Images are not part of the copy; write out the rest of the data exactly as given.
------ DATA SEGMENT
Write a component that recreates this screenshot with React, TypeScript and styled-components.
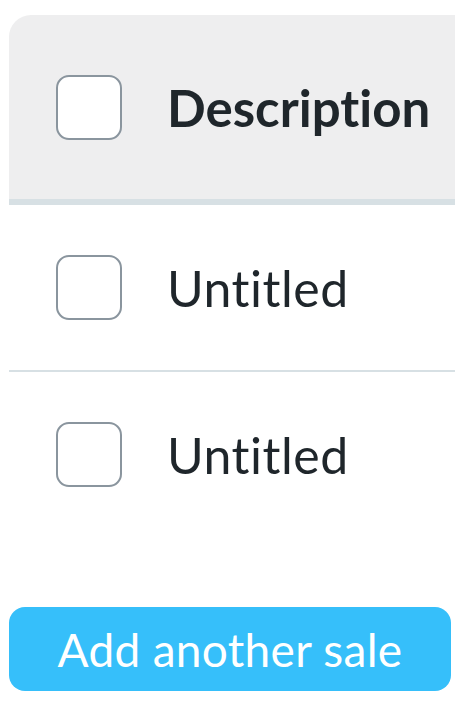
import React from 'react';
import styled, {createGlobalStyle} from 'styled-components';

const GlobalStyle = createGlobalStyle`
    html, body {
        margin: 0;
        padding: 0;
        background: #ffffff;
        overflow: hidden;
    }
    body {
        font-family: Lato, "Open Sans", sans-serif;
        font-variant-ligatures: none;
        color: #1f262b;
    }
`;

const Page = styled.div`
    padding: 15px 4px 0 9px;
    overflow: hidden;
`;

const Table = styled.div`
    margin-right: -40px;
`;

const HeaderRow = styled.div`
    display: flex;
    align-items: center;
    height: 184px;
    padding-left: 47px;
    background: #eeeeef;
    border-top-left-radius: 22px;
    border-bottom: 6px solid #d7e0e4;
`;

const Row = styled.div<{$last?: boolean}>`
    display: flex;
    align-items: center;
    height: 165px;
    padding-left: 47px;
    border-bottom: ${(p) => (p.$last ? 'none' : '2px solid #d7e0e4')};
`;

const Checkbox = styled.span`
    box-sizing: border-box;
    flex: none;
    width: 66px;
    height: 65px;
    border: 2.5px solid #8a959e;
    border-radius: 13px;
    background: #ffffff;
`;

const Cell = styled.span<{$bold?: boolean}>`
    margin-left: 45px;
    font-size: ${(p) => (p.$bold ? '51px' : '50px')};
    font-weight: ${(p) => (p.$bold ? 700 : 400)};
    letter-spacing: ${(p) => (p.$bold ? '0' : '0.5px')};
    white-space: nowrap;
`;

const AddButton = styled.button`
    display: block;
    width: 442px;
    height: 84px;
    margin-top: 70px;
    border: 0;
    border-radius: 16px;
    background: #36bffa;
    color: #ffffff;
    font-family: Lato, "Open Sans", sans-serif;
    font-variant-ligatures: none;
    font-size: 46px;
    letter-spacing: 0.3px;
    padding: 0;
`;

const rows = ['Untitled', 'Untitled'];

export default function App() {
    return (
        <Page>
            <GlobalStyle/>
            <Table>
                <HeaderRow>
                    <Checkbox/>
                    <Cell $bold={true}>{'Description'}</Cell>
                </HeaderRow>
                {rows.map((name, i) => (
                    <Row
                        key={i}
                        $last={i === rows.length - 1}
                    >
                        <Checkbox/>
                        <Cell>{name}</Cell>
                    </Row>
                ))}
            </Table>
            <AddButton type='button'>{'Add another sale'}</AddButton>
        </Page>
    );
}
------------
■ **RESPONSE FOR THIS EXERCISE**
Write a component that recreates this screenshot with React, TypeScript and styled-components.
import React from 'react';
import styled, {createGlobalStyle} from 'styled-components';

const GlobalStyle = createGlobalStyle`
    html, body {
        margin: 0;
        padding: 0;
        background: #ffffff;
        overflow: hidden;
    }
    body {
        font-family: Lato, "Open Sans", sans-serif;
        font-variant-ligatures: none;
        color: #1f262b;
    }
`;

const Page = styled.div`
    padding: 15px 4px 0 9px;
    overflow: hidden;
`;

const Table = styled.div`
    margin-right: -40px;
`;

const HeaderRow = styled.div`
    display: flex;
    align-items: center;
    height: 184px;
    padding-left: 47px;
    background: #eeeeef;
    border-top-left-radius: 22px;
    border-bottom: 6px solid #d7e0e4;
`;

const Row = styled.div<{$last?: boolean}>`
    display: flex;
    align-items: center;
    height: 165px;
    padding-left: 47px;
    border-bottom: ${(p) => (p.$last ? 'none' : '2px solid #d7e0e4')};
`;

const Checkbox = styled.span`
    box-sizing: border-box;
    flex: none;
    width: 66px;
    height: 65px;
    border: 2.5px solid #8a959e;
    border-radius: 13px;
    background: #ffffff;
`;

const Cell = styled.span<{$bold?: boolean}>`
    margin-left: 45px;
    font-size: ${(p) => (p.$bold ? '51px' : '50px')};
    font-weight: ${(p) => (p.$bold ? 700 : 400)};
    letter-spacing: ${(p) => (p.$bold ? '0' : '0.5px')};
    white-space: nowrap;
`;

const AddButton = styled.button`
    display: block;
    width: 442px;
    height: 84px;
    margin-top: 70px;
    border: 0;
    border-radius: 16px;
    background: #36bffa;
    color: #ffffff;
    font-family: Lato, "Open Sans", sans-serif;
    font-variant-ligatures: none;
    font-size: 46px;
    letter-spacing: 0.3px;
    padding: 0;
`;

const rows = ['Untitled', 'Untitled'];

export default function App() {
    return (
        <Page>
            <GlobalStyle/>
            <Table>
                <HeaderRow>
                    <Checkbox/>
                    <Cell $bold={true}>{'Description'}</Cell>
                </HeaderRow>
                {rows.map((name, i) => (
                    <Row
                        key={i}
                        $last={i === rows.length - 1}
                    >
                        <Checkbox/>
                        <Cell>{name}</Cell>
                    </Row>
                ))}
            </Table>
            <AddButton type='button'>{'Add another sale'}</AddButton>
        </Page>
    );
}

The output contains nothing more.